Whew! That was a lot.
My apologies for any negativity. I'm not trying to start something and I have no desire to dislike The Dark Knight Rises because it's popular. I was really hoping to enjoy the film and take in the action, yet I needed to be honest.
Production wise, the cinematography and editing are stellar, performances solid, and the concept of Bane taking over Gotham is good. The pacing and intensity of the film built nicely all the way through the football stadium scene, but became choppy and made the movie feel long. I even enjoyed the Ra's al Guhl connection, and how they wound down the trilogy. Batman's motorcycle is badass. Joseph Gordon Levitt will make an excellent Night Wing and perhaps they'll bring Michael Caine back for an Alfred cameo.

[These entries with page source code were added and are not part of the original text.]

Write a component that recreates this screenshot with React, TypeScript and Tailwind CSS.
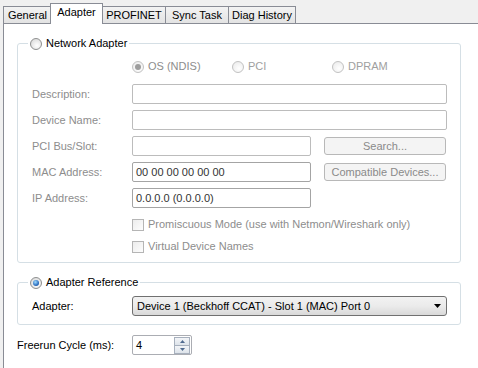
import React from "react"

const font = "font-['Liberation_Sans',Arial,sans-serif] text-[11px] leading-[13px]"

function Radio({ checked = false, disabled = false }: { checked?: boolean; disabled?: boolean }) {
  return (
    <span
      className={`inline-flex h-[12px] w-[12px] shrink-0 items-center justify-center rounded-full border ${
        disabled
          ? "border-[#c2c2c2] bg-[radial-gradient(circle_at_60%_65%,#ffffff,#e8e8e8)]"
          : "border-[#8e8f8f] bg-[radial-gradient(circle_at_60%_65%,#ffffff,#d4d4d4)]"
      }`}
    >
      {checked && (
        <span
          className={`h-[6px] w-[6px] rounded-full ${
            disabled
              ? "bg-[#9d9d9d]"
              : "bg-[radial-gradient(circle_at_40%_35%,#9fdcff,#2d6fc0_60%,#123d7a)]"
          }`}
        />
      )}
    </span>
  )
}

function Check() {
  return (
    <span className="inline-block h-[12px] w-[12px] shrink-0 border border-[#b5b5b5] bg-gradient-to-br from-[#ececec] to-[#fdfdfd]" />
  )
}

function Field({ label, wide = false, value, dark = false, button }: { label: string; wide?: boolean; value?: string; dark?: boolean; button?: string }) {
  return (
    <div className="flex h-[20px] items-center">
      <span className="w-[100px] text-[#8d8d8d]">{label}</span>
      <div
        className={`flex h-[20px] items-center rounded-[2px] border bg-white pl-[3px] text-[#333] ${
          dark ? "border-[#a4a4a4]" : "border-[#bcbcbc]"
        } ${wide ? "w-[315px]" : "w-[179px]"}`}
      >
        {value}
      </div>
      {button && (
        <div className="ml-[13px] flex h-[18px] w-[122px] items-center justify-center rounded-[3px] border border-[#b8b8b8] bg-[#f4f4f4] text-[#8a8a8a]">
          {button}
        </div>
      )}
    </div>
  )
}

const tabs = [
  { name: "General", w: "w-[49px]" },
  { name: "Adapter", w: "w-[53px]", active: true },
  { name: "PROFINET", w: "w-[64px]" },
  { name: "Sync Task", w: "w-[64px]" },
  { name: "Diag History", w: "w-[68px]" },
]

export default function App() {
  return (
    <div className={`${font} flex h-[368px] w-[478px] flex-col overflow-hidden bg-[#f0f0f0] text-black`}>
      {/* tab strip */}
      <div className="flex h-[23px] items-end pl-[3px]">
        {tabs.map((t) =>
          t.active ? (
            <div
              key={t.name}
              className={`${t.w} relative z-10 -mx-px mb-[-1px] flex h-[21px] items-center justify-center border border-b-0 border-[#898c95] bg-white pb-[3px]`}
            >
              {t.name}
            </div>
          ) : (
            <div
              key={t.name}
              className={`${t.w} -mr-px flex h-[17px] items-center justify-center border border-b-0 border-[#898c95] bg-gradient-to-b from-[#f3f3f3] to-[#e3e3e3] pt-[1px]`}
            >
              {t.name}
            </div>
          )
        )}
      </div>

      {/* page */}
      <div className="ml-[3px] flex-1 border-l border-t border-[#898c95] bg-white">
        <fieldset className="ml-[13px] mt-[13px] w-[444px] rounded-[3px] border border-[#d5dfe5] p-0">
          <legend className="ml-[10px] flex items-center gap-[4px] px-[2px]">
            <Radio />
            <span>Network Adapter</span>
          </legend>
          <div className="flex flex-col pb-[9px] pl-[14px]">
            <div className="ml-[100px] mt-[10px] flex h-[13px] items-center">
              <div className="flex w-[100px] items-center gap-[4px] text-[#8d8d8d]">
                <Radio checked disabled />
                <span>OS (NDIS)</span>
              </div>
              <div className="flex w-[100px] items-center gap-[4px] text-[#a0a0a0]">
                <Radio disabled />
                <span>PCI</span>
              </div>
              <div className="flex items-center gap-[4px] text-[#a0a0a0]">
                <Radio disabled />
                <span>DPRAM</span>
              </div>
            </div>
            <div className="mt-[11px] flex flex-col gap-[6px]">
              <Field label="Description:" wide />
              <Field label="Device Name:" wide />
              <Field label="PCI Bus/Slot:" button="Search..." />
              <Field label="MAC Address:" value="00 00 00 00 00 00" dark button="Compatible Devices..." />
              <Field label="IP Address:" value="0.0.0.0 (0.0.0.0)" dark />
            </div>
            <div className="ml-[100px] mt-[10px] flex flex-col gap-[9px] text-[#8d8d8d]">
              <div className="flex h-[13px] items-center gap-[4px]">
                <Check />
                <span>Promiscuous Mode (use with Netmon/Wireshark only)</span>
              </div>
              <div className="flex h-[13px] items-center gap-[4px]">
                <Check />
                <span>Virtual Device Names</span>
              </div>
            </div>
          </div>
        </fieldset>

        <fieldset className="ml-[13px] mt-[13px] w-[444px] rounded-[3px] border border-[#d5dfe5] p-0">
          <legend className="ml-[10px] flex items-center gap-[4px] px-[2px]">
            <Radio checked />
            <span>Adapter Reference</span>
          </legend>
          <div className="flex items-center pb-[8px] pl-[14px] pt-[7px]">
            <span className="w-[100px]">Adapter:</span>
            <div className="flex h-[20px] w-[315px] items-center justify-between rounded-[3px] border border-[#707070] bg-gradient-to-b from-[#f2f2f2] via-[#ebebeb] to-[#d9d9d9] pl-[4px] pr-[5px]">
              <span>Device 1 (Beckhoff CCAT) - Slot 1 (MAC) Port 0</span>
              <svg width="7" height="4" viewBox="0 0 7 4">
                <path d="M0 0H7L3.5 4Z" fill="#000" />
              </svg>
            </div>
          </div>
        </fieldset>

        <div className="ml-[13px] mt-[10px] flex items-center">
          <span className="w-[115px]">Freerun Cycle (ms):</span>
          <div className="flex h-[20px] w-[60px] items-center justify-between rounded-[2px] border border-[#abadb3] bg-white pl-[3px] pr-px">
            <span>4</span>
            <div className="flex h-[17px] w-[16px] flex-col">
              <div className="flex flex-1 items-center justify-center border border-[#a7b0bd] bg-gradient-to-b from-[#f3f5f8] to-[#dde3ea]">
                <svg width="5" height="3" viewBox="0 0 5 3">
                  <path d="M0 3H5L2.5 0Z" fill="#4f6a8f" />
                </svg>
              </div>
              <div className="flex flex-1 items-center justify-center border border-t-0 border-[#a7b0bd] bg-gradient-to-b from-[#f3f5f8] to-[#dde3ea]">
                <svg width="5" height="3" viewBox="0 0 5 3">
                  <path d="M0 0H5L2.5 3Z" fill="#4f6a8f" />
                </svg>
              </div>
            </div>
          </div>
        </div>
      </div>
    </div>
  )
}
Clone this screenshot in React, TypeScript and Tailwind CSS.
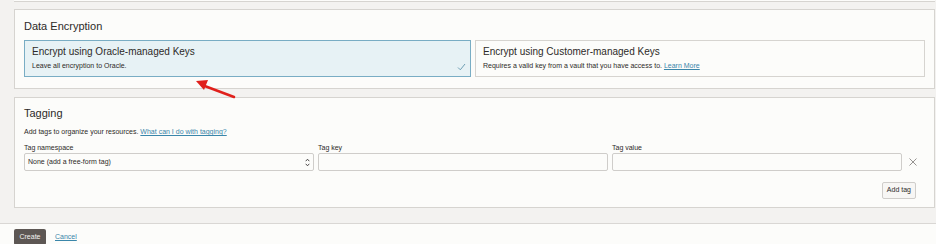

Sorry, I should clarify: I realize Bale and Nolan left the Batman series, but DC and Warner Bros. will work out a new trilogy with Levitt because they want $$$. It's just smart business. Yet that brings up more questions: won't people recognize Bruce Wayne: International Playboy? How is Blake going to keep the Bat Cave running? Wayne has specialized training and the original Robin was an acrobat: what about Blake?

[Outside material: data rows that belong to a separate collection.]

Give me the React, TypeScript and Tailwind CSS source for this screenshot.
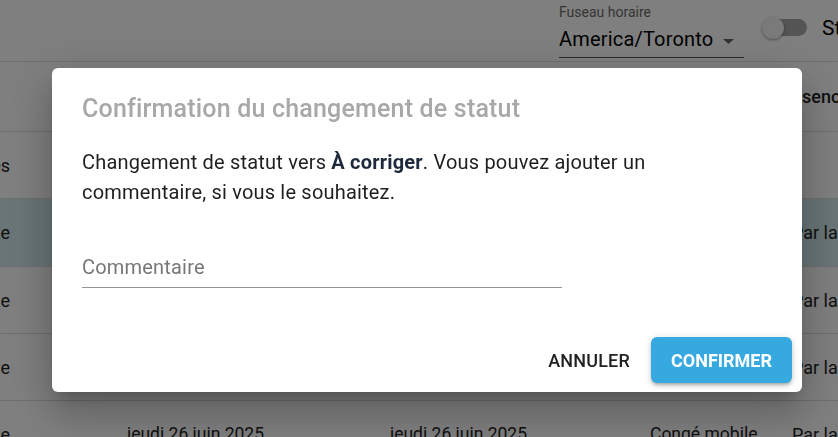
import React from 'react';

const rows = [
  { left: 'Absences', dates: ['', ''], type: '', right: '', h: 'h-[67px]', highlight: false },
  { left: 'En attente', dates: ['', ''], type: '', right: 'Par la gestion', h: 'h-[68px]', highlight: true },
  { left: 'En attente', dates: ['', ''], type: '', right: 'Par la gestion', h: 'h-[67px]', highlight: false },
  { left: 'En attente', dates: ['', ''], type: '', right: 'Par la gestion', h: 'h-[67px]', highlight: false },
  { left: 'En attente', dates: ['jeudi 26 juin 2025', 'jeudi 26 juin 2025'], type: 'Congé mobile', right: 'Par la gestion', h: 'h-[67px]', highlight: false },
];

const Switch = () => (
  <div className="relative w-[45px] h-[24px] shrink-0">
    <div className="absolute left-[4px] top-[3px] w-[41px] h-[17px] rounded-full bg-[#a8a8a8]" />
    {/* thumb */}
    <div className="absolute left-0 top-[1px] w-[22px] h-[22px] rounded-full bg-[#f5f5f5] shadow-[0_1px_3px_rgba(0,0,0,0.4)]" />
  </div>
);

const Page = () => (
  <div className="text-[#222]">
    {/* top bar */}
    <div className="h-[62px] border-b border-[#dcdcdc] flex items-start overflow-hidden">
      <div className="ml-[559px] w-[185px] shrink-0 pt-[4px] border-b border-[#555] h-[58px] flex flex-col">
        <span className="text-[14px] leading-[16px] text-[#6b6b6b]">Fuseau horaire</span>
        <div className="flex items-center justify-between pr-[10px] mt-[5px]">
          <span className="text-[20px] leading-[28px] tracking-[0.19px] text-black whitespace-nowrap">America/Toronto</span>
          <svg width="11" height="5" viewBox="0 0 11 5" className="mt-[4px] shrink-0">
            <path d="M0 0 L11 0 L5.5 5 Z" fill="#666" />
          </svg>
        </div>
      </div>
      <div className="ml-[18px] mt-[16px] shrink-0">
        <Switch />
      </div>
      <span className="ml-[15px] mt-[14px] text-[21px] leading-[28px] text-black whitespace-nowrap shrink-0">Statut</span>
    </div>
    {/* column header row */}
    <div className="h-[70px] border-b border-[#dcdcdc] flex items-center">
      <div className="ml-[780px] whitespace-nowrap text-[18px] font-medium shrink-0">Absence</div>
    </div>
    {rows.map((r, i) => (
      <div
        key={i}
        className={`${r.h} border-b border-[#dcdcdc] flex items-center text-[17.5px] whitespace-nowrap overflow-hidden ${r.highlight ? 'bg-[#d3eaee]' : ''}`}
      >
        <div className="w-[10px] overflow-hidden flex justify-end shrink-0 text-[18px]">
          <span>{r.left}</span>
        </div>
        <div className="ml-[117px] w-[263px] shrink-0">{r.dates[0]}</div>
        <div className="w-[260px] shrink-0">{r.dates[1]}</div>
        <div className="w-[142px] shrink-0">{r.type}</div>
        <div className="shrink-0 text-[18px]">{r.right}</div>
      </div>
    ))}
  </div>
);

export default function App() {
  return (
    <div className="relative w-screen h-screen overflow-hidden bg-white" style={{ fontFamily: 'Roboto, "Liberation Sans", sans-serif' }}>
      <Page />
      {/* backdrop */}
      <div className="fixed inset-0 bg-black/50">
        <div className="ml-[52px] mt-[68px] w-[750px] bg-white rounded-md shadow-[0px_11px_15px_-7px_rgba(0,0,0,0.2),0px_24px_38px_3px_rgba(0,0,0,0.14),0px_9px_46px_8px_rgba(0,0,0,0.12)] pl-[30px] pr-[10px] pt-[27px] pb-[9px] flex flex-col">
          <h2 className="text-[25px] leading-[28px] font-medium tracking-[0.19px] text-[#a8a8a8]">
            Confirmation du changement de statut
          </h2>
          <p className="mt-[24px] pr-[60px] text-[20px] leading-[30px] tracking-[0.19px] text-[#1f1f1f]">
            Changement de statut vers <strong className="font-bold text-[#1e293b]">À corriger</strong>. Vous pouvez ajouter un commentaire, si vous le souhaitez.
          </p>
          <div className="mt-[40px] w-[480px] h-[41px] border-b border-[#949494] flex items-center">
            <span className="text-[20px] leading-[28px] tracking-[0.19px] text-[#777]">Commentaire</span>
          </div>
          <div className="mt-[49px] flex justify-end items-center">
            <button className="h-[46px] px-[16px] text-[18px] font-medium text-[#222] tracking-[0.2px]">ANNULER</button>
            <button className="ml-[5px] h-[46px] px-[20px] rounded-md bg-[#36a9e0] text-white text-[18px] font-bold shadow-[0_3px_3px_-2px_rgba(0,0,0,0.2),0_3px_4px_0_rgba(0,0,0,0.14),0_1px_8px_0_rgba(0,0,0,0.12)]">
              CONFIRMER
            </button>
          </div>
        </div>
      </div>
    </div>
  );
}
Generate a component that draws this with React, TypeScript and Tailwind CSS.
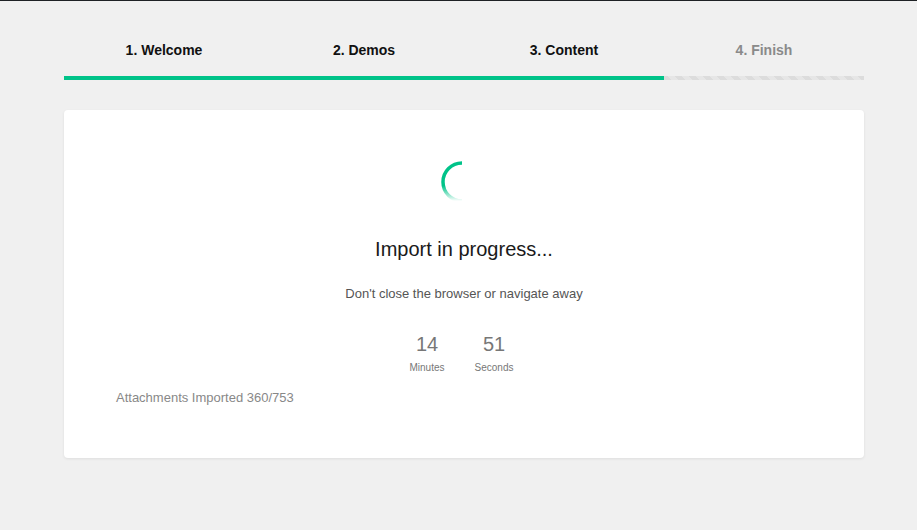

Overall, these questions and inconsistencies are what frustrate me most about the film. Because Hollywood needs to remain one step ahead of the trends and keep audiences interested in their films, I have a feeling screenwriters began building a script with Joker as soon as "The Dark Knight" entered post-production. When Heath Ledger passed away, everything-- including connections to the Joker-- had to be scrapped and the story made from scratch. And of course they had to watch budget, marketing, and production schedule to keep investors and audiences happy. It's insane. So I think many of these details were lost in the shuffle of getting the project made on time. Perhaps one day filmmakers will be able to delay film releases like video games do in favor of spending a little more time making great cinema instead of a mediocre movie.